L’aspect sous lequel nous apparaît un écrivain est le résultat d’un travail à peu près inévitable de simplification. Nous ramenons à quelques grandes lignes les traits de sa physionomie intellectuelle. Nous le figeons dans une attitude. Son nom étant pour nous inséparable de deux ou trois idées essentielles, nous cédons à l’illusion de croire que ces idées ont jailli un beau jour toutes formées en son esprit, et qu’il les a jusqu’au bout appliquées sans défaillance. Cette conception n’est pas seulement incomplète, elle est fausse. Pour la rectifier, il y faut faire rentrer les notions de complexité, de formation successive, de changement, c’est-à-dire la vie. Chez Taine particulièrement, tout contribue à nous donner l’impression d’une rigide unité, d’une fidélité absolue à quelques principes très simples, d’une sorte d’immutabilité dans une pensée rectiligne. Un des hommes qui l’ont le mieux connu et qui en ont parlé dans les meilleurs termes, M, G. Monod, écrivait, il y a quelques années : « De la première ébauche de sa thèse sur les Sensations au dernier chapitre de ses Origines, Taine reste semblable à lui-même et la préface du Tite-Live, la conclusion des Philosophes français, l’introduction à la Littérature anglaise, le livre De l’Intelligence marquent les points de repère d’un système plutôt que les étapes d’une pensée qui évolue. » Parce qu’il n’a cessé d’appliquer à tous les sujets, qu’il s’agit de Tite-Live ou de Napoléon, le même appareil critique, on s’y est trompé.

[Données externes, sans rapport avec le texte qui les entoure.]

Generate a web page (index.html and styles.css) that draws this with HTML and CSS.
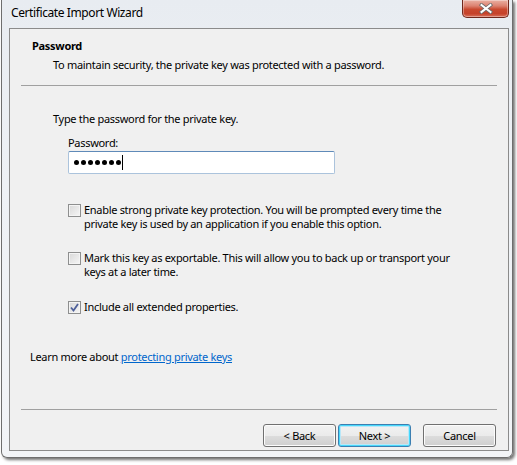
FILE: index.html
```html
<!DOCTYPE html>
<html>
<head>
<meta charset="utf-8">
<link rel="stylesheet" href="styles.css">
</head>
<body>
<div class="frame">
  <div class="titlebar">
    <div class="title">Certificate Import Wizard</div>
    <div class="close">
      <svg width="14" height="11" viewBox="0 0 14 11">
        <path d="M2.5 2 L11.5 9 M11.5 2 L2.5 9" stroke="#6a6a6a" stroke-width="3.6" stroke-linecap="square" fill="none"/>
        <path d="M2.5 2 L11.5 9 M11.5 2 L2.5 9" stroke="#ffffff" stroke-width="2" stroke-linecap="square" fill="none"/>
      </svg>
    </div>
  </div>
  <div class="client">
    <div class="header">
      <div class="h-title">Password</div>
      <div class="h-sub">To maintain security, the private key was protected with a password.</div>
    </div>
    <div class="sep"></div>
    <div class="body">
      <div class="intro">Type the password for the private key.</div>
      <div class="label">Password:</div>
      <div class="input">
        <span class="dot"></span><span class="dot"></span><span class="dot"></span><span class="dot"></span><span class="dot"></span><span class="dot"></span><span class="dot"></span><span class="caret"></span>
      </div>
      <div class="check first">
        <span class="box"></span>
        <span class="ctext">Enable strong private key protection. You will be prompted every time the private key is used by an application if you enable this option.</span>
      </div>
      <div class="check second">
        <span class="box"></span>
        <span class="ctext">Mark this key as exportable. This will allow you to back up or transport your keys at a later time.</span>
      </div>
      <div class="check third">
        <span class="box checked">
          <svg width="9" height="9" viewBox="0 0 9 9"><path d="M1 4.5 L3.5 7.5 L8 1" stroke="#4d5f99" stroke-width="1.8" fill="none"/></svg>
        </span>
        <span class="ctext">Include all extended properties.</span>
      </div>
      <div class="learn">Learn more about <a href="#">protecting private keys</a></div>
    </div>
    <div class="footer">
      <div class="sep"></div>
      <div class="buttons">
        <div class="btn">&lt; Back</div>
        <div class="btn default">Next &gt;</div>
        <div class="btn cancel">Cancel</div>
      </div>
    </div>
  </div>
</div>
</body>
</html>
```
FILE: styles.css
```css
html, body {
  margin: 0;
  padding: 0;
  background: #ffffff;
}
body {
  width: 517px;
  height: 465px;
  overflow: hidden;
  font-family: "Noto Sans", "Open Sans", sans-serif;
  font-size: 11px;
  letter-spacing: -0.3px;
  color: #000;
}
.frame {
  margin-left: 1px;
  width: 510px;
  height: 457px;
  background: linear-gradient(#e8ecf1, #eef1f5 40%, #f2f4f7);
  border: 1px solid #6e6e6e;
  border-top: none;
  border-radius: 0 0 6px 6px;
  box-shadow: 2px 2px 3px rgba(0,0,0,0.55);
  display: flex;
  flex-direction: column;
}
.titlebar {
  height: 28px;
  display: flex;
  justify-content: space-between;
  align-items: flex-start;
  flex-shrink: 0;
}
.title {
  margin-left: 9px;
  margin-top: 5px;
  font-size: 12px;
  letter-spacing: -0.4px;
  line-height: 16px;
}
.close {
  width: 45px;
  height: 17px;
  margin-right: 3px;
  border: 1px solid #70281c;
  border-top: none;
  border-radius: 0 0 5px 5px;
  background: linear-gradient(#eab1a3 0%, #dc8270 35%, #c9492f 55%, #c6422a 80%, #d8705a 100%);
  box-shadow: inset 0 0 0 1px rgba(255,255,255,0.35);
  display: flex;
  align-items: center;
  justify-content: center;
}
.client {
  margin-left: 7px;
  width: 498px;
  height: 421px;
  background: #f0f0f0;
  border: 1px solid #8b8b8b;
  display: flex;
  flex-direction: column;
}
.header {
  padding-top: 9px;
  line-height: 15px;
}
.h-title {
  font-weight: bold;
  padding-left: 22px;
}
.h-sub {
  margin-top: 4px;
  padding-left: 43px;
}
.sep {
  height: 1px;
  background: #a0a0a0;
  margin: 0 11px;
}
.header + .sep {
  margin-top: 13px;
}
.body {
  flex: 1;
  line-height: 15px;
}
.intro {
  margin-top: 25px;
  padding-left: 43px;
}
.label {
  margin-top: 9px;
  padding-left: 58px;
}
.input {
  margin-top: 1px;
  margin-left: 58px;
  width: 260px;
  height: 21px;
  background: #fff;
  border: 1px solid #abc3dc;
  border-top-color: #5f8ab8;
  border-radius: 2px;
  display: flex;
  align-items: center;
  padding-left: 5px;
  box-sizing: content-box;
}
.dot {
  width: 5px;
  height: 5px;
  border-radius: 50%;
  background: #000;
  margin-right: 2px;
}
.caret {
  width: 1px;
  height: 15px;
  background: #000;
  margin-left: -1px;
}
.check {
  display: flex;
  align-items: flex-start;
  padding-left: 58px;
  line-height: 14px;
}
.check.first { margin-top: 29px; }
.check.second { margin-top: 20px; }
.check.third { margin-top: 21px; }
.box {
  flex-shrink: 0;
  width: 11px;
  height: 11px;
  margin-top: 1px;
  margin-right: 3px;
  border: 1px solid #8e8f8f;
  background: linear-gradient(135deg, #d8d8d8, #f6f6f6);
  box-shadow: inset 0 0 0 1px #f4f4f4;
  display: flex;
  align-items: center;
  justify-content: center;
}
.ctext {
  width: 372px;
}
.learn {
  margin-top: 35px;
  padding-left: 20px;
}
.learn a {
  color: #0066cc;
  text-decoration: underline;
}
.footer {
  flex-shrink: 0;
  padding-bottom: 3px;
}
.buttons {
  margin-top: 14px;
  display: flex;
  justify-content: flex-end;
  padding-right: 12px;
}
.btn {
  width: 71px;
  height: 21px;
  border: 1px solid #707070;
  border-radius: 3px;
  background: linear-gradient(#f2f2f2 0%, #ebebeb 50%, #dddddd 50%, #cfcfcf 100%);
  box-shadow: inset 0 0 0 1px #fcfcfc;
  text-align: center;
  line-height: 21px;
  margin-left: 2px;
}
.btn.default {
  border-color: #3c7fb1;
  box-shadow: inset 0 0 0 1px #48d8fb, inset 0 0 0 2px #b9e7f8;
}
.btn.cancel {
  margin-left: 12px;
}
```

Parce que les cadres étaient les mêmes on a pensé qu’il y faisait tenir les mêmes choses. Sous cette uniformité de surface les récens biographes de Taine se sont proposés de retrouver l’initiale diversité des élémens du système et les retouches qu’avec le temps et sous diverses influences Taine y a apportées. En effet, loin d’être le développement d’une idée unique, le système de Taine est fait de la réunion d’un grand nombre d’élémens de provenance diverse ; et loin que Taine se soit emprisonné dans son propre système avec un aveuglement peu philosophique, il s’en est lui-même peu à peu écarté notablement, à mesure qu’éclatait à ses yeux comme à ceux de ses contemporains

  1. G. Barzelotti, la Philosophie de Taine, traduction de M. Aug. Dietrich., 1 vol. in-8o, Alcan.
  2. Victor Giraud, Essai sur Taine, 1 vol., Hachette.